Eye Blog Fashion Illustration Debate

Thursday 4:58pm, 18 November 2010
Design Debate”
by Liz Farrelly
Originally published on Eye Blog

The nature, collectability and status of fashion illustration

On a rainy evening, a large and avid audience was treated to behind the scenes revelations, and much insight about the state of contemporary fashion drawing. Chaired by Colin McDowell, the panel included gallerists Joëlle Chariau of Galerie Bartsch and Charian, and William Ling of Fashion Illustration Gallery, who kicked off by discussing the growing market for fashion drawings, both originals and prints.

Chariau declared that finding an audience isn’t the issue, but that finding the drawings is, as so much was originally made to commission.
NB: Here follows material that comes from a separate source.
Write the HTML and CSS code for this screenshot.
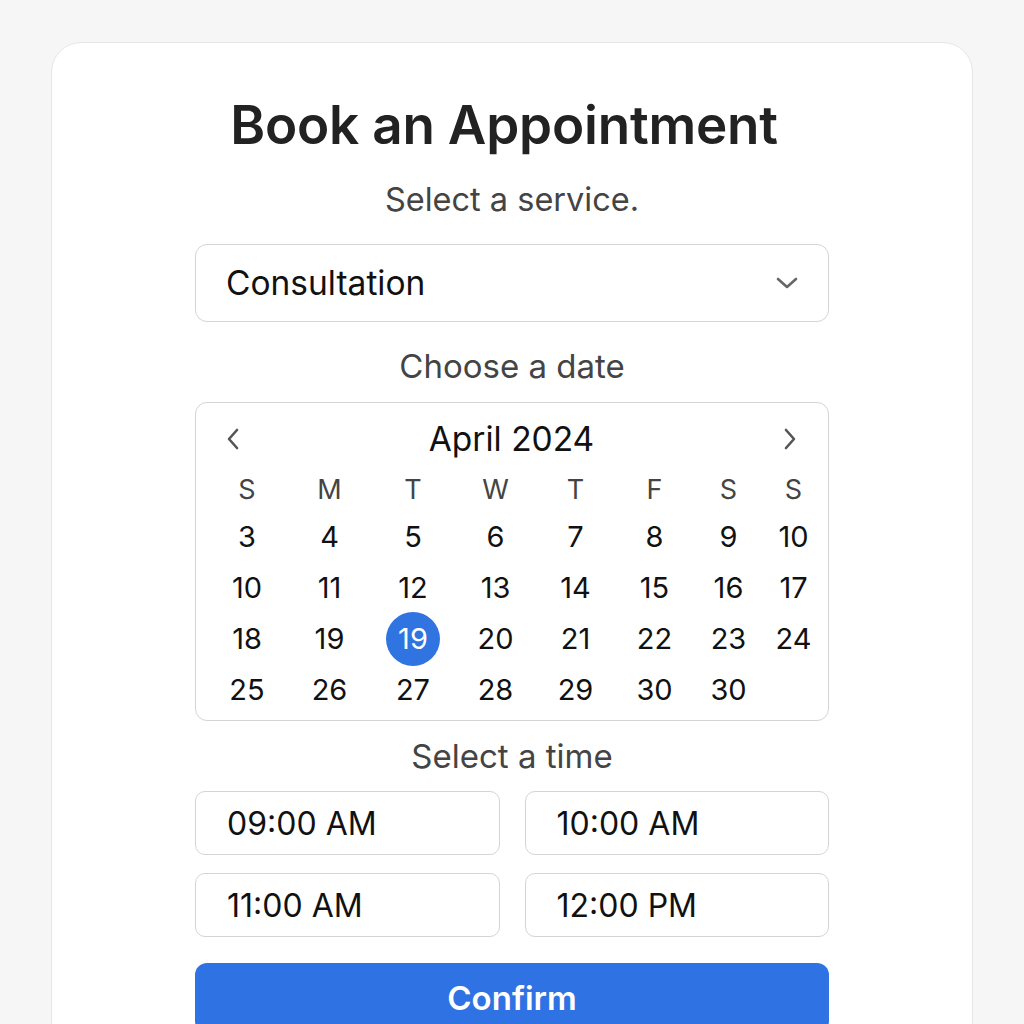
FILE: index.html
```html
<!DOCTYPE html>
<html lang="en">
<head>
    <meta charset="UTF-8">
    <meta name="viewport" content="width=device-width, initial-scale=1.0">
    <title>Book an Appointment</title>
    <link rel="stylesheet" href="styles.css">
</head>
<body>

<div class="card">
    <h1>Book an Appointment</h1>

    <!-- Servizio -->
    <p class="label label-service">Select a service.</p>
    <div class="select">
        <span>Consultation</span>
        <svg class="chevron-down" width="22" height="14" viewBox="0 0 22 14">
            <path d="M2 3 L11 11 L20 3" fill="none" stroke="#666" stroke-width="2.6" stroke-linecap="round" stroke-linejoin="round"/>
        </svg>
    </div>

    <!-- Calendario -->
    <p class="label label-date">Choose a date</p>
    <div class="calendar">
        <div class="cal-header">
            <svg class="nav prev" width="14" height="22" viewBox="0 0 14 22">
                <path d="M11 2 L3 11 L11 20" fill="none" stroke="#555" stroke-width="2.6" stroke-linecap="round" stroke-linejoin="round"/>
            </svg>
            <span class="month">April 2024</span>
            <svg class="nav next" width="14" height="22" viewBox="0 0 14 22">
                <path d="M3 2 L11 11 L3 20" fill="none" stroke="#555" stroke-width="2.6" stroke-linecap="round" stroke-linejoin="round"/>
            </svg>
        </div>
        <div class="days">
            <span class="wd">S</span><span class="wd">M</span><span class="wd">T</span><span class="wd">W</span>
            <span class="wd">T</span><span class="wd">F</span><span class="wd">S</span><span class="wd">S</span>

            <span>3</span><span>4</span><span>5</span><span>6</span><span>7</span><span>8</span><span>9</span><span>10</span>
            <span>10</span><span>11</span><span>12</span><span>13</span><span>14</span><span>15</span><span>16</span><span>17</span>
            <span>18</span><span>19</span><span><b class="selected">19</b></span><span>20</span><span>21</span><span>22</span><span>23</span><span>24</span>
            <span>25</span><span>26</span><span>27</span><span>28</span><span>29</span><span>30</span><span>30</span><span></span>
        </div>
    </div>

    <!-- Orari -->
    <p class="label label-time">Select a time</p>
    <div class="times">
        <button class="time">09:00 AM</button>
        <button class="time">10:00 AM</button>
        <button class="time">11:00 AM</button>
        <button class="time">12:00 PM</button>
    </div>

    <button class="confirm">Confirm</button>
</div>

</body>
</html>
```

FILE: styles.css
```css
    body {
        font-family: Inter, "Noto Sans", sans-serif;
        margin: 0;
        background-color: #f6f6f6;
        color: #111;
        height: 1024px;
        overflow: hidden;
    }
    .card {
        width: 634px;
        margin: 42px auto 0;
        padding: 54px 143px 40px;
        background-color: #fff;
        border: 1px solid #e6e6e6;
        border-radius: 30px;
        display: flex;
        flex-direction: column;
    }
    h1 {
        margin: 0;
        padding-right: 16px;
        font-size: 53px;
        line-height: 56px;
        font-weight: 600;
        color: #222;
        text-align: center;
        letter-spacing: -0.2px;
    }
    .label {
        margin: 0;
        font-size: 32.5px;
        line-height: 40px;
        color: #444;
        text-align: center;
    }
    .label-service {
        margin-top: 27px;
    }
    .label-date {
        margin-top: 24px;
        font-size: 33px;
    }
    .label-time {
        margin-top: 15px;
        font-size: 33px;
    }
    .select {
        margin-top: 24px;
        height: 76px;
        border: 1px solid #d4d4d4;
        border-radius: 12px;
        display: flex;
        align-items: center;
        justify-content: space-between;
        padding: 0 30px 0 30px;
        font-size: 33.5px;
    }
    .calendar {
        margin-top: 16px;
        border: 1px solid #d4d4d4;
        border-radius: 12px;
        padding: 8px 6px 5px 10px;
    }
    .cal-header {
        height: 56px;
        display: grid;
        grid-template-columns: 1fr auto 1fr;
        align-items: center;
        padding: 0 25px 0 20px;
    }
    .prev {
        justify-self: start;
    }
    .next {
        justify-self: end;
    }
    .month {
        font-size: 33.5px;
    }
    .days {
        display: grid;
        grid-template-columns: 82px 83px 84px 81px 79px 79px 69px 61px;
        grid-template-rows: 44px repeat(4, 51px);
        font-size: 29px;
    }
    .days span {
        display: flex;
        align-items: center;
        justify-content: center;
    }
    .days .wd {
        font-size: 27px;
        color: #444;
    }
    .selected {
        width: 54px;
        height: 54px;
        border-radius: 50%;
        background-color: #2f74e0;
        color: #fff;
        font-weight: 400;
        display: flex;
        align-items: center;
        justify-content: center;
    }
    .times {
        margin-top: 15px;
        display: grid;
        grid-template-columns: 1fr 1fr;
        gap: 18px 25px;
    }
    button {
        font-family: Inter, "Noto Sans", sans-serif;
        cursor: pointer;
    }
    .time {
        height: 64px;
        background-color: #fff;
        border: 1px solid #d4d4d4;
        border-radius: 10px;
        text-align: left;
        padding: 0 31px;
        font-size: 32px;
        color: #111;
    }
    .confirm {
        margin-top: 26px;
        height: 70px;
        border: none;
        border-radius: 12px;
        background-color: #2f72e3;
        color: #fff;
        font-size: 33px;
        font-weight: 600;
    }
```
She recounted how, when she first opened her gallery, she prompted René Gruau to search his house and cupboards for “packages” of artwork, which he had never considered saleable.

Ling admitted that the collecting market is still nascent, much like the graffiti scene was a decade ago. But, he added, “the art market is starved of beautiful, hand-drawn work…when I show a new client the work, and explain it, it’s extremely powerful.” Both revealed that they sell to a number of fashion photographers, musing that they are attracted by what drawing can achieve, that photography cannot.